Further archaeological evidence suggests that the site served as a small seasonal hunting camp, possibly re-occupied over several generations. Due to the decomposition of organic materials, stone artifacts that have survived over many decades are recognized as the most frequently documented forms of evidence at the Debert site. Evidence of organic material has also been recovered from blood residue on hunting tools that archaeologists have identified as caribou.
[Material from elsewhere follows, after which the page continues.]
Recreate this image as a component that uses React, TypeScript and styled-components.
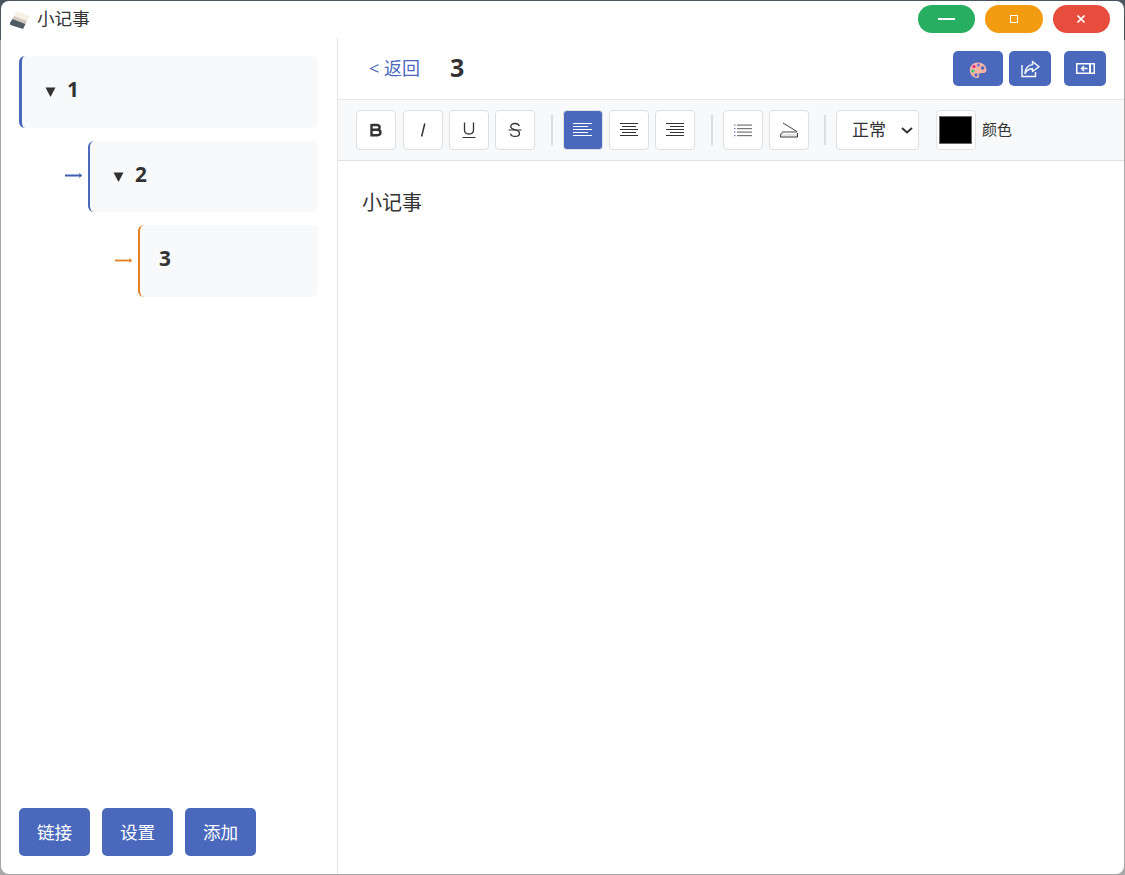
import React from 'react';
import styled, { createGlobalStyle } from 'styled-components';

const Global = createGlobalStyle`
  html, body { margin: 0; padding: 0; height: 100%; background: #8c8c8c; overflow: hidden; }
  #root { height: 100%; }
  * { box-sizing: border-box; }
`;

const FONT = `"Open Sans", "Noto Sans CJK SC", sans-serif`;

const Backdrop = styled.div`
  width: 1125px;
  height: 875px;
  background: linear-gradient(#4a5560 0, #4a5560 40px, #a8a8a8 40px);
  padding: 1px;
`;

const Window = styled.div`
  width: 100%;
  height: 100%;
  background: #fff;
  border-radius: 8px;
  display: flex;
  flex-direction: column;
  overflow: hidden;
  font-family: ${FONT};
  color: #333;
`;

const TitleBar = styled.header`
  height: 37px;
  flex: none;
  display: flex;
  align-items: center;
  padding: 0 14px 0 8px;
`;

const AppTitle = styled.span`
  font-size: 17.6px;
  line-height: 24px;
  margin: -3px 0 0 7px;
  color: #333;
`;

const WindowControls = styled.div`
  margin-left: auto;
  display: flex;
  gap: 10px;
  margin-top: -1px;
`;

const WindowButton = styled.button<{ $bg: string }>`
  width: 57.5px;
  height: 28px;
  border: 0;
  padding: 0;
  border-radius: 14px;
  background: ${p => p.$bg};
  display: flex;
  align-items: center;
  justify-content: center;
`;

const Body = styled.div`
  flex: 1;
  display: flex;
  min-height: 0;
`;

const Sidebar = styled.aside`
  width: 337px;
  flex: none;
  border-right: 1px solid #e4e4e4;
  padding: 18px 19px 18px 18px;
  display: flex;
  flex-direction: column;
`;

const Tree = styled.div`
  flex: 1;
  display: flex;
  flex-direction: column;
  gap: 13px;
`;

const TreeRow = styled.div<{ $indent: number }>`
  display: flex;
  align-items: center;
  margin-left: ${p => p.$indent}px;
`;

const Arrow = styled.svg`
  flex: none;
  margin: -2px 5px 0 0;
`;

const NoteCard = styled.div<{ $accent: string; $edge: number; $pad: number; $height: number }>`
  flex: 1;
  height: ${p => p.$height}px;
  background: #f8f9fa;
  border-left: ${p => p.$edge}px solid ${p => p.$accent};
  border-radius: 6px;
  display: flex;
  align-items: center;
  padding: 0 0 6px ${p => p.$pad}px;
  font-size: 20.8px;
  font-weight: 700;
  color: #333;
`;

const Caret = styled.svg`
  margin-right: 11px;
  margin-top: 6px;
`;

const SideActions = styled.div`
  display: flex;
  gap: 12px;
`;

const SideButton = styled.button`
  width: 71px;
  height: 48px;
  border: 0;
  padding: 0 0 2px;
  border-radius: 5px;
  background: #4a69bd;
  color: #fff;
  font-family: ${FONT};
  font-size: 17.6px;
`;

const Main = styled.main`
  flex: 1;
  min-width: 0;
  display: flex;
  flex-direction: column;
`;

const TopBar = styled.div`
  height: 61px;
  flex: none;
  display: flex;
  align-items: center;
  padding: 0 18px 0 31px;
`;

const BackLink = styled.span`
  font-size: 18px;
  line-height: 24px;
  color: #4a69bd;
  width: 81px;
  margin-top: -1px;
`;

const NoteTitle = styled.h1`
  margin: -3px 0 0;
  font-size: 25px;
  line-height: 32px;
  font-weight: 700;
  color: #333;
  font-family: ${FONT};
`;

const TopActions = styled.div`
  margin-left: auto;
  display: flex;
`;

const ActionButton = styled.button<{ $w: number; $gap: number }>`
  width: ${p => p.$w}px;
  height: 35px;
  margin-left: ${p => p.$gap}px;
  border: 0;
  padding: 0;
  border-radius: 5px;
  background: #4a69bd;
  display: flex;
  align-items: center;
  justify-content: center;
`;

const Toolbar = styled.div`
  height: 62px;
  flex: none;
  display: flex;
  align-items: center;
  padding: 0 0 1px 18px;
  background: #f8f9fa;
  border-top: 1px solid #e8e8e8;
  border-bottom: 1px solid #e0e0e0;
`;

const ToolButton = styled.button<{ $active?: boolean; $gap?: number }>`
  width: 40px;
  height: 40px;
  flex: none;
  margin-left: ${p => p.$gap ?? 6}px;
  padding: 0;
  border: 1px solid #dedfe2;
  border-radius: 4px;
  background: ${p => (p.$active ? '#4a69bd' : '#fff')};
  display: flex;
  align-items: center;
  justify-content: center;
`;

const Divider = styled.span<{ $left: number; $right: number }>`
  width: 2px;
  height: 30px;
  flex: none;
  background: #dcdde0;
  margin: 0 ${p => p.$right}px 0 ${p => p.$left}px;
`;

const SelectWrap = styled.span`
  position: relative;
  width: 83px;
  height: 40px;
  flex: none;
  display: block;
`;

const SizeSelect = styled.select`
  width: 100%;
  height: 100%;
  appearance: none;
  padding: 0 0 0 15px;
  border: 1px solid #dedfe2;
  border-radius: 4px;
  background: #fff;
  color: #333;
  font-family: ${FONT};
  font-size: 17px;
`;

const SelectChevron = styled.svg`
  position: absolute;
  right: 6px;
  top: 17px;
  pointer-events: none;
`;

const ColorWell = styled.span`
  width: 40px;
  height: 40px;
  flex: none;
  margin-left: 17px;
  padding: 5px 3px 5px 2px;
  border: 1px solid #e2e3e6;
  border-radius: 4px;
  background: #fff;
  display: block;
`;

const Swatch = styled.span`
  display: block;
  width: 100%;
  height: 100%;
  background: #000;
  border: 1px solid #666;
`;

const ColorLabel = styled.span`
  margin: -1px 0 0 6px;
  font-size: 15px;
  line-height: 20px;
  color: #333;
`;

const Editor = styled.div`
  flex: 1;
  padding: 27px 24px;
  font-size: 20px;
  line-height: 30px;
  color: #333;
`;

const Ico = ({ children, w = 20, h = 20 }: { children: React.ReactNode; w?: number; h?: number }) => (
  <svg width={w} height={h} viewBox={`0 0 ${w} ${h}`} fill="none">{children}</svg>
);

const Lines = ({ rows, color = '#333' }: { rows: [number, number][]; color?: string }) => (
  <Ico w={20} h={16}>
    {rows.map(([x1, x2], i) => (
      <rect key={i} x={x1} y={1 + i * 3} width={x2 - x1} height={1} fill={color} />
    ))}
  </Ico>
);

const ArrowIcon = ({ color }: { color: string }) => (
  <Arrow width={19} height={9} viewBox="0 0 19 9" fill="none">
    <path d="M1 4.5H17.5" stroke={color} strokeWidth="1.8" />
    <path d="M15 2.5L17.5 4.5L15 6.5" stroke={color} strokeWidth="1" />
  </Arrow>
);

const CaretIcon = () => (
  <Caret width={11} height={10} viewBox="0 0 11 10">
    <path d="M0.5 0.5H10.5L5.5 10Z" fill="#333" />
  </Caret>
);

const Eraser = () => (
  <svg width={21} height={20} viewBox="0 0 21 20">
    <path d="M7.5 1L20.5 6L18 11L5 6Z" fill="#f6efe4" />
    <path d="M5 6L18 11L16.5 14L3.5 9Z" fill="#d5c8be" />
    <path d="M3.5 9L16.5 14L14 19L1.5 15Q0.5 14 1.2 12.5Z" fill="#4f5a63" />
  </svg>
);

export default function App() {
  return (
    <Backdrop>
      <Global />
      <Window>
        <TitleBar>
          <Eraser />
          <AppTitle>小记事</AppTitle>
          <WindowControls>
            <WindowButton $bg="#27ae60" aria-label="minimize">
              <Ico w={17} h={4}><rect y="1" width="17" height="2" fill="#fff" /></Ico>
            </WindowButton>
            <WindowButton $bg="#f39c12" aria-label="maximize">
              <Ico w={8} h={8}><rect x="0.5" y="0.5" width="7" height="7" stroke="#fff" /></Ico>
            </WindowButton>
            <WindowButton $bg="#e74c3c" aria-label="close">
              <Ico w={8} h={8}><path d="M0.5 0.5L7.5 7.5M7.5 0.5L0.5 7.5" stroke="#fff" strokeWidth="1.7" /></Ico>
            </WindowButton>
          </WindowControls>
        </TitleBar>
        <Body>
          <Sidebar>
            <Tree>
              <TreeRow $indent={0}>
                <NoteCard $accent="#4a69bd" $edge={3} $pad={23} $height={72}><CaretIcon />1</NoteCard>
              </TreeRow>
              <TreeRow $indent={45}>
                <ArrowIcon color="#3f5faf" />
                <NoteCard $accent="#4a69bd" $edge={2} $pad={23} $height={71}><CaretIcon />2</NoteCard>
              </TreeRow>
              <TreeRow $indent={95}>
                <ArrowIcon color="#e67e22" />
                <NoteCard $accent="#e67e22" $edge={2} $pad={19} $height={72}>3</NoteCard>
              </TreeRow>
            </Tree>
            <SideActions>
              <SideButton>链接</SideButton>
              <SideButton>设置</SideButton>
              <SideButton>添加</SideButton>
            </SideActions>
          </Sidebar>
          <Main>
            <TopBar>
              <BackLink>&lt; 返回</BackLink>
              <NoteTitle>3</NoteTitle>
              <TopActions>
                <ActionButton $w={50} $gap={0} aria-label="theme">
                  <Ico w={18} h={18}>
                    <g transform="translate(0 1)">
                      <path d="M9 1.5C4.3 1.5 0.8 4.8 0.8 9.2C0.8 13.6 4.3 17 8.5 17C10 17 10.5 16 10 14.8C9.4 13.2 10.3 12 12 12H14.5C16.5 12 17.5 10.6 17.4 8.8C17.2 4.5 13.6 1.5 9 1.5Z" fill="#f4b3a4" />
                      <circle cx="5" cy="5.6" r="1.5" fill="#e91e8c" />
                      <circle cx="9.4" cy="4" r="1.5" fill="#7a6fd0" />
                      <circle cx="13.6" cy="7" r="1.8" fill="#4a69bd" />
                      <circle cx="3.8" cy="10" r="1.5" fill="#2ecc71" />
                      <circle cx="7" cy="14" r="1.7" fill="#5a6fd0" />
                    </g>
                  </Ico>
                </ActionButton>
                <ActionButton $w={42} $gap={6} aria-label="share">
                  <Ico w={19} h={18}>
                    <path d="M1 5V16.5H14.5V12" stroke="#fff" strokeWidth="1.4" />
                    <path d="M11.5 1.5L18 6.8L11.5 11.5V8.8C8 8.8 5.8 10.2 4 13.5C4.3 8.8 7 5.2 11.5 4.6Z" stroke="#fff" strokeWidth="1.4" strokeLinejoin="round" />
                  </Ico>
                </ActionButton>
                <ActionButton $w={42} $gap={13} aria-label="collapse">
                  <Ico w={19} h={11}>
                    <rect x="0.75" y="0.75" width="17.5" height="9.5" stroke="#fff" strokeWidth="1.5" />
                    <path d="M14 0.6V10.4" stroke="#fff" strokeWidth="2" />
                    <path d="M11.5 5.5H5.5M8 3L5.5 5.5L8 8" stroke="#fff" strokeWidth="1.5" />
                  </Ico>
                </ActionButton>
              </TopActions>
            </TopBar>
            <Toolbar>
              <ToolButton $gap={0} aria-label="bold">
                <Ico w={14} h={14}>
                  <path d="M2.5 2H7.8C9.6 2 10.6 3 10.6 4.3C10.6 5.8 9.6 6.8 7.8 6.8H2.5M2.5 6.8H8.3C10.4 6.8 11.5 8 11.5 9.6C11.5 11.2 10.4 12.2 8.3 12.2H2.5V1" stroke="#333" strokeWidth="2.4" />
                </Ico>
              </ToolButton>
              <ToolButton $gap={7} aria-label="italic">
                <Ico w={14} h={16}><path d="M8.8 1.5L5.6 14.5" stroke="#333" strokeWidth="1.5" /></Ico>
              </ToolButton>
              <ToolButton aria-label="underline">
                <Ico w={14} h={18}>
                  <path d="M2.5 1.5V9C2.5 11.5 4.2 13 7 13C9.8 13 11.5 11.5 11.5 9V1.5" stroke="#333" strokeWidth="1.3" />
                  <rect x="0.5" y="16" width="13" height="1" fill="#333" />
                </Ico>
              </ToolButton>
              <ToolButton aria-label="strike">
                <Ico w={14} h={16}>
                  <path d="M11.3 4C10.8 2.5 9.3 1.5 7 1.5C4.5 1.5 2.8 2.7 2.8 4.6C2.8 6.5 4.4 7.2 7 7.8C9.8 8.4 11.5 9.2 11.5 11.2C11.5 13.2 9.6 14.4 7 14.4C4.4 14.4 2.8 13.3 2.4 11.6" stroke="#333" strokeWidth="1.3" />
                  <rect x="0.5" y="7.5" width="13" height="1" fill="#333" />
                </Ico>
              </ToolButton>
              <Divider $left={16} $right={10} />
              <ToolButton $active $gap={0} aria-label="left">
                <Lines color="#fff" rows={[[0, 19], [0, 15], [0, 19], [0, 15], [0, 19]]} />
              </ToolButton>
              <ToolButton aria-label="center">
                <Lines rows={[[1, 19], [3, 17], [1, 19], [3, 17], [1, 19]]} />
              </ToolButton>
              <ToolButton aria-label="right">
                <Lines rows={[[1, 19], [5, 19], [1, 19], [5, 19], [1, 19]]} />
              </ToolButton>
              <Divider $left={16} $right={10} />
              <ToolButton $gap={0} aria-label="list">
                <Ico w={20} h={14}>
                  {[1.5, 5, 8.5, 12].map(y => (
                    <g key={y}>
                      <rect x="1" y={y} width="1.5" height="1.2" fill="#8577b5" />
                      <rect x="4" y={y} width="15" height="1.2" fill="#777" />
                    </g>
                  ))}
                </Ico>
              </ToolButton>
              <ToolButton aria-label="indent">
                <Ico w={20} h={18}>
                  <path d="M4 2L18 10.5" stroke="#444" strokeWidth="1" />
                  <path d="M3 11H18" stroke="#444" strokeWidth="1" />
                  <path d="M3.5 12C1.8 12 1.5 13 1.5 16H18.5V12" stroke="#333" strokeWidth="1" fill="none" />
                  <path d="M2 14H18" stroke="#bbb" strokeWidth="0.8" />
                </Ico>
              </ToolButton>
              <Divider $left={15} $right={10} />
              <SelectWrap>
                <SizeSelect defaultValue="正常" aria-label="size">
                  <option>正常</option>
                </SizeSelect>
                <SelectChevron width={12} height={7} viewBox="0 0 12 7" fill="none">
                  <path d="M1 1L6 5.5L11 1" stroke="#333" strokeWidth="2" />
                </SelectChevron>
              </SelectWrap>
              <ColorWell><Swatch /></ColorWell>
              <ColorLabel>颜色</ColorLabel>
            </Toolbar>
            <Editor>小记事</Editor>
          </Main>
        </Body>
      </Window>
    </Backdrop>
  );
}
== Palaeo-Indian Migration Path and Life at the Site ==

The First Peoples are thought to have migrated into the Debert area just prior to the Younger Dryas stadial. The Palaeo-Indians possibly crossed the Bering Strait during and following the Wisconsinian Glacial Stage, where they then migrated to the southern regions of North America. Next, the Palaeo-Indians are thought to have gradually migrated east and north into what is now the Canadian Maritimes. Archaeologists have hypothesized that these early settlers were nomadic big game hunters who relied on migrating herds of caribou for survival. Small game such as fish and fowl would have also been an important food resource for the Palaeo-Indians. To survive the freezing cold climatic conditions, the early settlers likely wore tailored clothing and constructed skin covered tents with wooden frames for shelter.